# start of Items

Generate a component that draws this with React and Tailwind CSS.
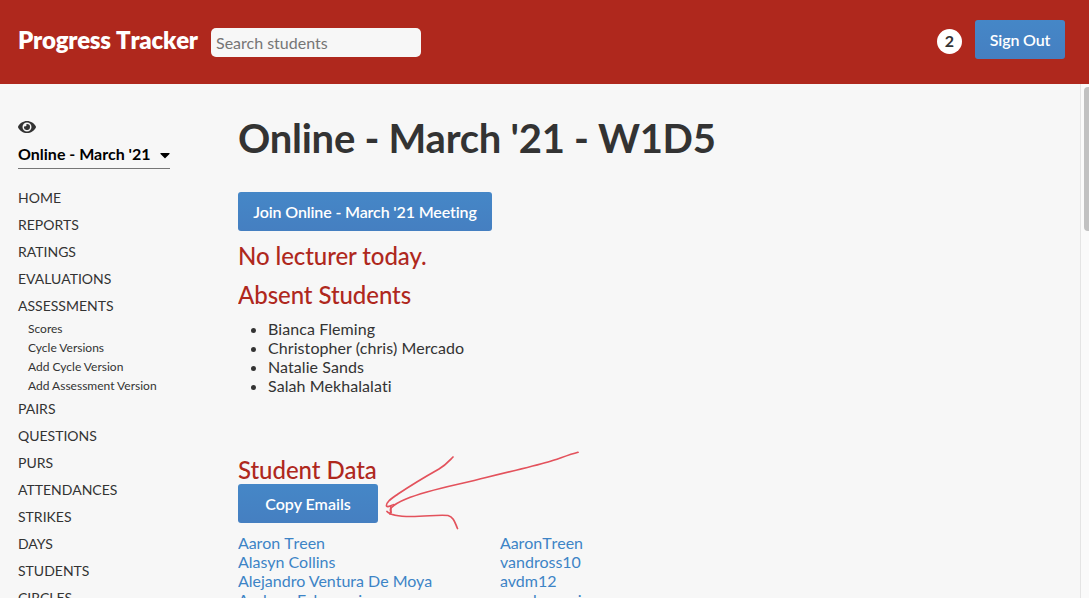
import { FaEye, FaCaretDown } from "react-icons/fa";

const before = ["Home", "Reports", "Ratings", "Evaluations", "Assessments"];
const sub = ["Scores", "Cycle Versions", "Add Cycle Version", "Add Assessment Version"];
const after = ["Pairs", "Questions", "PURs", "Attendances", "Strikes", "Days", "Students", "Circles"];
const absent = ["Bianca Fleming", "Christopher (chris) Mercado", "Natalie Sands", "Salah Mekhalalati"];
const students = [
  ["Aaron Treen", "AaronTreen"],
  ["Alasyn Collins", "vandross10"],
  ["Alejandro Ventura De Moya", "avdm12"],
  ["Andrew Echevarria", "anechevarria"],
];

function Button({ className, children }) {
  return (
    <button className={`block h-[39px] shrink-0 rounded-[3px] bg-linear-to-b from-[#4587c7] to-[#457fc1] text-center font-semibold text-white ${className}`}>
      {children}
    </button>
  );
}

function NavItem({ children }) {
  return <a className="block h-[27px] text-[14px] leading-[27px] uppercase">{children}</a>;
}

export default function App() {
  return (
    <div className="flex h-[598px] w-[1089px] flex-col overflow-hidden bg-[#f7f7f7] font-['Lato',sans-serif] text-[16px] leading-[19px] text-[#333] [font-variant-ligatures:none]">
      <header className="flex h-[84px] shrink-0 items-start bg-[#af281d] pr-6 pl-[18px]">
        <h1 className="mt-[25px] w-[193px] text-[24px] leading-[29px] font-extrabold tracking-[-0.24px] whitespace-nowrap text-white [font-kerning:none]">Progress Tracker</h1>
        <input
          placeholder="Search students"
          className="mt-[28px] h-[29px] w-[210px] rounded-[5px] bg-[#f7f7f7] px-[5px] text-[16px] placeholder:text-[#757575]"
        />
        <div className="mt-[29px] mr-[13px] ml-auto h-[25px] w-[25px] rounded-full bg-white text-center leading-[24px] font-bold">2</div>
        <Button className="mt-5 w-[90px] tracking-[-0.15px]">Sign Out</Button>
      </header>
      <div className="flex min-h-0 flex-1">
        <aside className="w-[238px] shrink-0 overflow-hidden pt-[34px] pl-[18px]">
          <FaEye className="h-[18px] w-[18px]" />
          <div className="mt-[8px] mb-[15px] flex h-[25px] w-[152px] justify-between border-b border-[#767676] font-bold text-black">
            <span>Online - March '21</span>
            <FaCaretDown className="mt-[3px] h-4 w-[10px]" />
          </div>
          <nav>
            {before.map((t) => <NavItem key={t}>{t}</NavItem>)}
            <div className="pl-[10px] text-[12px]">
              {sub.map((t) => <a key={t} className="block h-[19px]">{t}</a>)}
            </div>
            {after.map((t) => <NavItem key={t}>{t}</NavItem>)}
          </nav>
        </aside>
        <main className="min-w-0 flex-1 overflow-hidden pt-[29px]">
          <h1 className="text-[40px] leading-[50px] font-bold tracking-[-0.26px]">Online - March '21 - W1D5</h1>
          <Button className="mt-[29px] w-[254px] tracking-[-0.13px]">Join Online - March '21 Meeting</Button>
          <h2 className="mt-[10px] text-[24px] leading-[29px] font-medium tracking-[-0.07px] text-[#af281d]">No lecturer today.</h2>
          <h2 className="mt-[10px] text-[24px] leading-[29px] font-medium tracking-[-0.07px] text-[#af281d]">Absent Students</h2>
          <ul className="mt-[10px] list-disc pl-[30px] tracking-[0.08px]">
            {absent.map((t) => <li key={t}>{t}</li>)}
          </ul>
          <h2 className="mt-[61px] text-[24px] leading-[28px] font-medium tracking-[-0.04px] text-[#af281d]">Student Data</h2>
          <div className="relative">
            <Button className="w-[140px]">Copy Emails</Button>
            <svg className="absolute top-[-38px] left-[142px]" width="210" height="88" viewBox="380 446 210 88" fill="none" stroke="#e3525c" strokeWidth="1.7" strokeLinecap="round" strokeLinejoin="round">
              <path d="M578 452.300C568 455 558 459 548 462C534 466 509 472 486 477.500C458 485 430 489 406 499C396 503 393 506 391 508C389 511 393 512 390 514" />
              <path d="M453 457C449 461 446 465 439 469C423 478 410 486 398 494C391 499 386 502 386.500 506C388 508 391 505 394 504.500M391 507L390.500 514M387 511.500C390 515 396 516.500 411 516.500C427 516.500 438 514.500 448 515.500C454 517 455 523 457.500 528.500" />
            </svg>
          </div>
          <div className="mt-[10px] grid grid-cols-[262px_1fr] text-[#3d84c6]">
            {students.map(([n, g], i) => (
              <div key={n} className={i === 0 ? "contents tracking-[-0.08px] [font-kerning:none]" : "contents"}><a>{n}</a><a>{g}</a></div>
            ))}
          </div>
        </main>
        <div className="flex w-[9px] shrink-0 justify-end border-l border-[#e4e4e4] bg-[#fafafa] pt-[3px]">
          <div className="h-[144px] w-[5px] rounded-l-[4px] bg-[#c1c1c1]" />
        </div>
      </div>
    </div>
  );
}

# end of Items
# start of Items

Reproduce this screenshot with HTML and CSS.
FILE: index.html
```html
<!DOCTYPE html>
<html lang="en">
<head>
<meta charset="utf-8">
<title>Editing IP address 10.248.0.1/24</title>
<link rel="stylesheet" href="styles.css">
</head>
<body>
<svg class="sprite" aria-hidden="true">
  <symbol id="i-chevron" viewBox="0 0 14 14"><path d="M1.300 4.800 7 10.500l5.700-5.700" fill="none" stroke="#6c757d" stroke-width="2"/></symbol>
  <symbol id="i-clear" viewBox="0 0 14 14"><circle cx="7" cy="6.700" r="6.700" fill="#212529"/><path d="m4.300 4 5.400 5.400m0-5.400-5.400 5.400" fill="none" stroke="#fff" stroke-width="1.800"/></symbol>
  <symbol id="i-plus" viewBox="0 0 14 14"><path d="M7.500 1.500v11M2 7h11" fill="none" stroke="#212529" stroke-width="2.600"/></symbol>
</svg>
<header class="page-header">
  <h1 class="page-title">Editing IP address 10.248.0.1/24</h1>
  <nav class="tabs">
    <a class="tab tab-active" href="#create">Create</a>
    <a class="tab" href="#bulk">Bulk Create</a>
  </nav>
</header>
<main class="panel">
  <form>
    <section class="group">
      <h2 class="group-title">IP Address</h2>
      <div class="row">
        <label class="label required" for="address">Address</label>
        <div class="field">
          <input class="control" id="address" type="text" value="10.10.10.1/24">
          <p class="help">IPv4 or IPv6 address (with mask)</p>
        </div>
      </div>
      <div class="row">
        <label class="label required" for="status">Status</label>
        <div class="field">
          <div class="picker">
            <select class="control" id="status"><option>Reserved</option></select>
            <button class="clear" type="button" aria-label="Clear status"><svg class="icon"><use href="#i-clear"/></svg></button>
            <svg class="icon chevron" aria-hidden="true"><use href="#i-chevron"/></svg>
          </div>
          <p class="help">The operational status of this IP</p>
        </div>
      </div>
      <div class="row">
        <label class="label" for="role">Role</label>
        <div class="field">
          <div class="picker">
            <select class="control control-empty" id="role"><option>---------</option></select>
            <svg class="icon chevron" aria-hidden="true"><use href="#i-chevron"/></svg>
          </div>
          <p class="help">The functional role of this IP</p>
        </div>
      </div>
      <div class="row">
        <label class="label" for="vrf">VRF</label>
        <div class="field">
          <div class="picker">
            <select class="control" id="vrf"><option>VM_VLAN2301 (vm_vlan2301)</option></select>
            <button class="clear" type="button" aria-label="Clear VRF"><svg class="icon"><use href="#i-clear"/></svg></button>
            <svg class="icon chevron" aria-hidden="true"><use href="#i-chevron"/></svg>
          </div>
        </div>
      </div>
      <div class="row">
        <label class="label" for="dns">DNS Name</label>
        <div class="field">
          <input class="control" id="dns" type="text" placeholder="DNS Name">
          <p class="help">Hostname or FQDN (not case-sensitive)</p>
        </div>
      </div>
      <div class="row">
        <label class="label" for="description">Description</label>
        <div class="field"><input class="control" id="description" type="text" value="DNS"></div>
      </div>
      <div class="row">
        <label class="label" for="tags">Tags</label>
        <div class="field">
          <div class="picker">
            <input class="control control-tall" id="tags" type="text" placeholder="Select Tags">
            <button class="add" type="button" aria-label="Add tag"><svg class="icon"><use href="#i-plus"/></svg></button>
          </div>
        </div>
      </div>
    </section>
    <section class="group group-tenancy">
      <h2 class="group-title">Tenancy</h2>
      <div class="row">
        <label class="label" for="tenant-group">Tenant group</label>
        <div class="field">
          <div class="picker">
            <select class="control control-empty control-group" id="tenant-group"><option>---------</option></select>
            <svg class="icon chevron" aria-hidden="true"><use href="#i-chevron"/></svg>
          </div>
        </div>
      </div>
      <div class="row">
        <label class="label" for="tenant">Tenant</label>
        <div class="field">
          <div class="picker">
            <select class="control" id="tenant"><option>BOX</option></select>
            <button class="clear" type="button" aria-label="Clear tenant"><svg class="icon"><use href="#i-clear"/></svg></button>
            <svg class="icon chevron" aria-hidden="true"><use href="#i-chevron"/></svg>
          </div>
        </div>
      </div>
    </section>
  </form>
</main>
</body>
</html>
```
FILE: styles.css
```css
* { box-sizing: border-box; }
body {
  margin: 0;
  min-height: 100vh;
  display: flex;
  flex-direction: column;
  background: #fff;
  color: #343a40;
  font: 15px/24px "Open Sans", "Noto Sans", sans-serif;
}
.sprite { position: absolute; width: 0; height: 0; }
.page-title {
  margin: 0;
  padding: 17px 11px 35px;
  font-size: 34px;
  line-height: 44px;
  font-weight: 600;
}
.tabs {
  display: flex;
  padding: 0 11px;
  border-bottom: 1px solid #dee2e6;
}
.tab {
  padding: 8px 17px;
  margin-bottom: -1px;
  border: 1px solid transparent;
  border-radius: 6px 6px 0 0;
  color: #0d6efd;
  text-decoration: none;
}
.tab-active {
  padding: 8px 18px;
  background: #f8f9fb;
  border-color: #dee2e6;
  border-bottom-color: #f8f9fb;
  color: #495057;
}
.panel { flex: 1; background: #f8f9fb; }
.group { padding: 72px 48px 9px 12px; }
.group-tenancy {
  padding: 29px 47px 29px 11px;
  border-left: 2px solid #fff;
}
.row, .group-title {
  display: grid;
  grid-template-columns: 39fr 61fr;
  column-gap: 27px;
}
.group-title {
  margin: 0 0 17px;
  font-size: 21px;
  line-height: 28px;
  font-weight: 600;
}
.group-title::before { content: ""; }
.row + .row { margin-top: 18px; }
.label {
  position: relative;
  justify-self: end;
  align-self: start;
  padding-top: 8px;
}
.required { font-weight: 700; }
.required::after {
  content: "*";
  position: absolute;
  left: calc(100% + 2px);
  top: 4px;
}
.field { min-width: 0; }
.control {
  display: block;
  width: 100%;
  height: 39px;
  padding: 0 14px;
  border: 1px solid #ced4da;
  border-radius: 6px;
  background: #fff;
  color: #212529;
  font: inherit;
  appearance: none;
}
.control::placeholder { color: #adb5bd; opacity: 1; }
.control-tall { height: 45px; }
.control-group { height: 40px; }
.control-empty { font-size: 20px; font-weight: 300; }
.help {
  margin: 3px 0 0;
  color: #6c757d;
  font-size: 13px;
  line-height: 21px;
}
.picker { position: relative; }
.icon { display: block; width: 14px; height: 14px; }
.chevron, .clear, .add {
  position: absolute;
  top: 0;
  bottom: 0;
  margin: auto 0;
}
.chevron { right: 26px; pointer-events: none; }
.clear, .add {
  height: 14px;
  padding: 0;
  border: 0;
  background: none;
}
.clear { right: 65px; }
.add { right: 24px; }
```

# end of Items

*Do this*. Locate all lines that include the word "with" and copy them out.

*The result*.
Generate a component that draws this with React and Tailwind CSS.
Reproduce this screenshot with HTML and CSS.
          <p class="help">IPv4 or IPv6 address (with mask)</p>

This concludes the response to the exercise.